Although I find the conservative position most persuasive, I also believe the question is exceedingly difficult to answer to everyone’s satisfaction. Each camp has its own set of preferred studies and theoretical models. And you can’t just eyeball the raw numbers and draw valid conclusions, because so many trends and factors other than choices made by policymakers are constantly at play.

There’s another issue, too. Some argue that even if the economy were growing faster, the gains would not be widely shared. They assert that while changes in worker productivity and worker compensation were closely connected from the end of World War II to the early 1970s, they have since diverged. Without strong labor unions, higher minimum wages, and other government interventions, say many progressives, simply boosting productivity and thus growth will fail to boost living standards, because business owners and shareholders will reap the lion’s share of the proceeds.

They’re mistaken. The statistics they cite for the divergence between worker productivity and compensation are grossly misleading. They rely on inconsistent wage data and exaggerated inflation measures. Measured properly, average compensation per hour rose 81 percent from 1973 to 2017, after adjusting for inflation, while productivity rose by 83 percent. That’s not a significant difference. Worker output and pay appear to be related across occupations and locations, too.

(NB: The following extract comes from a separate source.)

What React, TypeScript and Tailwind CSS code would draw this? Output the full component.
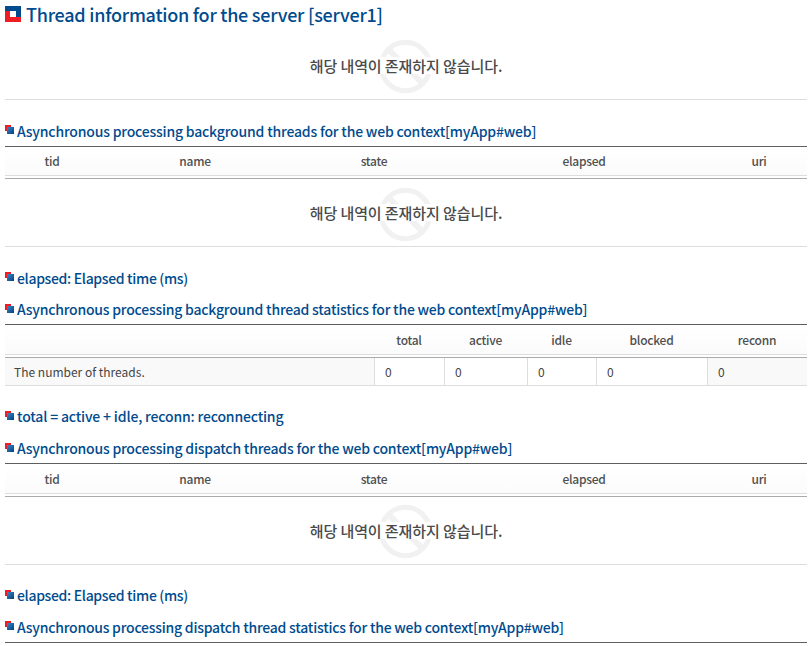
import type { ReactNode } from "react";

function Bullet() {
  return (
    <svg className="mt-[3px] mr-[3px] h-[9px] w-[9px] shrink-0" viewBox="0 0 9 9" shapeRendering="crispEdges">
      <defs>
        <linearGradient id="bullet-blue" x1="0" y1="0" x2="1" y2="1">
          <stop offset="0" stopColor="#3f88c5" />
          <stop offset="1" stopColor="#003f80" />
        </linearGradient>
      </defs>
      <path d="M0 0h6v2H2v4H0z" fill="#ee1c25" />
      <path d="M2 2h7v7H2z" fill="url(#bullet-blue)" />
    </svg>
  );
}

function Heading({ children, className = "", text = "-mt-px tracking-[-0.19px]" }: { children: ReactNode; className?: string; text?: string }) {
  return (
    <h2 className={"flex h-5 items-start text-[14px] leading-5 font-medium whitespace-nowrap text-[#004b8d] " + className}>
      <Bullet />
      <span className={text}>{children}</span>
    </h2>
  );
}

function Empty({ icon = "top-[7px]" }: { icon?: string }) {
  return (
    <div className="relative flex h-[68px] items-center justify-center border-b border-[#ddd]">
      <svg className={"absolute left-[373px] h-[55px] w-[55px] " + icon} viewBox="0 0 55 55" fill="none" stroke="#f1f1f1" strokeWidth="5">
        <circle cx="27.5" cy="27.5" r="24.2" />
        <path d="M10.5 10.5l34 34" strokeWidth="6" />
      </svg>
      <p className="relative h-[17px] bg-white text-[15px] leading-[17px] font-medium tracking-[-0.08px] whitespace-nowrap text-[#4a4a4a]">
        해당 내역이 존재하지 않습니다.
      </p>
    </div>
  );
}

function HeaderRow({ cols, size = "h-[30px] leading-7" }: { cols: [string, string][]; size?: string }) {
  return (
    <>
      <div className={"flex border-t border-b border-t-[#5e5f61] border-b-[#ddd] bg-linear-to-b from-white to-[#fbfbfb] text-[12px] font-medium tracking-[-0.25px] text-[#4f4f4f] " + size}>
        {cols.map(([label, width], i) => (
          <div key={i} className={"shrink-0 text-center " + width}>
            {label}
          </div>
        ))}
      </div>
      <div className="mt-[2px] h-px bg-[#aaa]" />
    </>
  );
}

const threadCols: [string, string][] = [
  ["tid", "w-[94px]"],
  ["name", "w-[192px]"],
  ["state", "w-[166px]"],
  ["elapsed", "w-[254px]"],
  ["uri", "w-[96px]"],
];

const statCols: [string, string][] = [
  ["", "w-[369px]"],
  ["total", "w-[70px]"],
  ["active", "w-[83px]"],
  ["idle", "w-[69px]"],
  ["blocked", "w-[111px]"],
  ["reconn", "w-[100px]"],
];

const counts = ["w-[70px]", "w-[83px]", "w-[69px]", "w-[111px]", "w-[100px] bg-[#f9f9f9]"];

export default function App() {
  return (
    <main className="h-[646px] w-[812px] overflow-hidden bg-white pr-[5px] pl-[5px] font-['Noto_Sans_CJK_KR',sans-serif]">
      <h1 className="flex h-8 items-start text-[18px] leading-7 font-medium whitespace-nowrap text-[#004b8d]">
        <svg className="mt-[6px] mr-[5px] h-4 w-4" viewBox="0 0 16 16" shapeRendering="crispEdges">
          <path d="M0 0h16v11h-5V5H0z" fill="#004b8d" />
          <path d="M0 5h5v6h11v5H0z" fill="#ee1c25" />
        </svg>
        <span className="tracking-[-0.25px]">Thread information for the server [server1]</span>
      </h1>
      <Empty />
      <Heading className="mt-[22px] mb-[4px]">Asynchronous processing background threads for the web context[myApp#web]</Heading>
      <HeaderRow cols={threadCols} />
      <Empty icon="top-[8px]" />
      <Heading className="mt-[22px]" text="-mt-px tracking-[-0.33px]">elapsed: Elapsed time (ms)</Heading>
      <Heading className="mt-[12px] mb-[3px]" text="-mt-[2px] tracking-[-0.22px]">Asynchronous processing background thread statistics for the web context[myApp#web]</Heading>
      <HeaderRow cols={statCols} size="h-[31px] leading-[30px]" />
      <div className="flex h-[28px] border-b border-[#ddd] text-[12px] leading-7 text-[#444]">
        <div className="w-[369px] bg-[#f9f9f9] pl-[9px]">The number of threads.</div>
        {counts.map((width) => (
          <div key={width} className={"border-l border-[#ddd] pl-[10px] " + width}>
            0
          </div>
        ))}
      </div>
      <Heading className="mt-[22px]" text="-mt-[2px] tracking-[-0.17px]">total = active + idle, reconn: reconnecting</Heading>
      <Heading className="mt-[12px] mb-[3px]" text="-mt-[2px] tracking-[-0.21px]">Asynchronous processing dispatch threads for the web context[myApp#web]</Heading>
      <HeaderRow cols={threadCols} size="h-[31px] leading-[30px]" />
      <Empty />
      <Heading className="mt-[22px]" text="-mt-[2px] tracking-[-0.33px]">elapsed: Elapsed time (ms)</Heading>
      <Heading className="mt-[11px] mb-[4px]" text="-mt-px tracking-[-0.23px]">Asynchronous processing dispatch thread statistics for the web context[myApp#web]</Heading>
      <div className="h-px bg-[#5e5f61]" />
    </main>
  );
}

In other words, productivity remains most important lever for accelerating economic growth in general, and personal incomes in particular. Moving that lever forward requires some combination of three “push factors”: skills, tools, and innovation.

Think about them as forms of capital. When we acquire new skills, perfect the ones we already possess, and learn better ways to apply them, that’s human capital. When workers get access to better tools, equipment, facilities, and infrastructure, that’s physical capital. And when we produce and disseminate innovations, we expand our intellectual capital.

Public policy has a role to play in encouraging all three forms of capital formation. Although we may disagree about specific reform strategies, all North Carolinians share the goal of better education and training — from preschool to graduate school, of course, but also including the critical skills that young people learn outside the classroom, at home and elsewhere, as well as the technical training that occurs every day on job sites, on community college campuses, and online.

Workers also get more productive when they, their colleagues, and other producers throughout the economy have access to more and better tools. Public investment is part of the answer, especially in transportation infrastructure. But private investment is vastly greater and more important here.

Finally, more growth will require more innovation — not just in products and technologies, although they are important, but also in the structure and leadership of organizations. This is primarily a private-sector phenomenon, too, although public investment in basic science is helpful and policymakers need to remove licensing and other regulatory barriers to the kind of disruptive innovation that will truly move the productivity needle.

Framing a debate doesn’t automatically settle it. But focus is useful. How can we make the work of North Carolinians more valuable?